A journalist who claims her phone records were accessed by Vodafone says she is "outraged" that she was seemingly targeted for exposing security problems at the company, and that the telco is yet to contact her, despite the incident occurring in 2011.
Fairfax journalist Natalie O'Brien has also raised concerns about the handling of telecommunications data relating to journalists and whistle blowers, with privacy experts saying the Vodafone incident shows that this kind of sensitive information is "readily compromisable."
The allegations against Vodafone emerged over the weekend after The Australian published an alleged leaked email regarding an internal intrusion on a journalist's phone records in 2011. This followed Ms O'Brien's January 2011 publication of a story about security vulnerabilities in Vodafone's data systems.
O'Brien told CNET that the original article was a "very legitimate" public interest story about Vodafone's internal data storage systems.
"What I was writing about at the time was that you could access [the system] with these general log-ons which were being shared by many people," O'Brien said of her 2011 piece.

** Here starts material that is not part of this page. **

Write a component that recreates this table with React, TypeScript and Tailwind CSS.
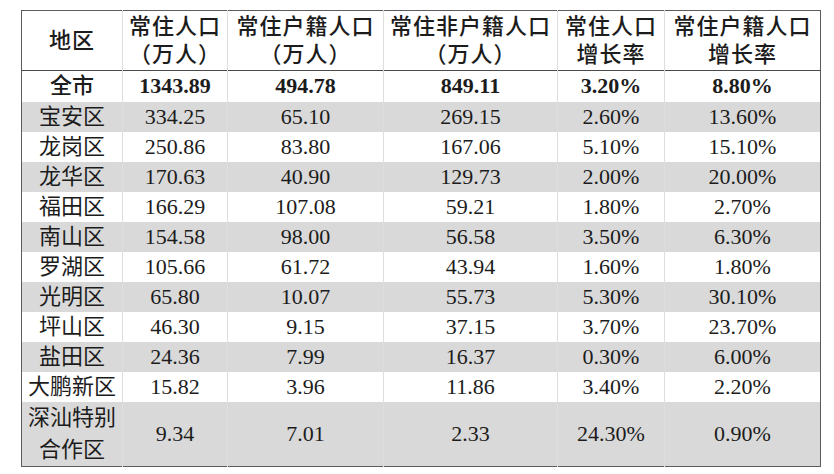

"If somebody told you what the log-on was...you could see everything: who you'd been calling, who you'd been texting, all that sort of information."
However, O'Brien said her own records were accessed shortly after publishing the exposé, though she only recently learned of the alleged breach.
"It certainly wasn't Vodafone that told me," she said. "However, I was a Vodafone customer at the time so Vodafone would have had access to all of my records."
Upon learning about the alleged intrusion, O'Brien said she was "appalled, outraged and very upset" about what she saw as "exactly the wrong response."
"I'm doing my job as a journalist, warning people about an issue which was very serious...people being able to access their partner's records, these log-ins being shared with people in the community," said O'Brien. "What we were doing was a public interest story, a very legitimate and a very important one. I'm very upset about it."
Vodafone's parent company, Vodafone Hutchison Australia, published a statement on the weekend [PDF] in response to the incident, saying it "strongly denies any allegations of improper behaviour" and that it "takes its legal and corporate responsibilities very seriously."
Our investigation into alleged privacy breaches in January 2011 was undertaken to determine if any VHA staff had breached privacy laws or engaged in any criminal behaviour, not to discover the source of damaging media stories. As a result of our investigation, several retail staff were dismissed for breaches of VHA security policies.
In around June 2012, VHA became aware that an employee had, in January 2011, accessed some recent text messages and call records of a customer. VHA immediately commissioned an investigation by one of Australia's top accounting firms. The investigation found there was no evidence VHA management had instructed the employee to access the messages and that VHA staff were fully aware of their legal obligations in relation to customer information.
But O'Brien is not satisfied.
"Vodafone has got a lot of questions to answer and they haven't done so," she said. "The thing to be asking Vodafone is, 'You commissioned an investigation, what happened with that?' It's all very well to say we had an investigation and it wasn't our officials that ordered it. Well who did? And what did you do about it?"
Privacy experts also warn that as customer information is increasingly digitised, especially ahead of Australia's new data retention scheme, telecommunications companies need to do more to keep this data secure -- including monitoring employee conduct.
"The company is responsible for the behaviour of their employees, contractors and agents," said Jon Lawrence, executive officer of digital civil liberties group Electronic Frontiers Australia. "They are required to ensure they have appropriate internal controls and procedures to ensure that the privacy of their customers is protected."
For its part, Vodafone says it has appointed a dedicated privacy officer and "invested heavily in the security of its IT systems" over the past four years, and that it has "very strict controls and processes around the privacy of customer information."
But EFA's Jon Lawrence says the incident should serve as a warning to telcos and customers alike.
"Whatever the specifics of this particular issue, it highlights the fact that communications data is readily compromisable through any number of means, including unauthorised internal access from disgruntled or compromised employees," he said.
As the journalist at the centre of the episode, Natalie O'Brien has a warning of her own.
"It's too easy for this to happen to people, not just to journalists but to ordinary people," she said. "People need to be aware that this...can happen. It's not right, but it is happening."
Vodafone declined to respond to questions beyond its official statement, which you can read in full here [PDF].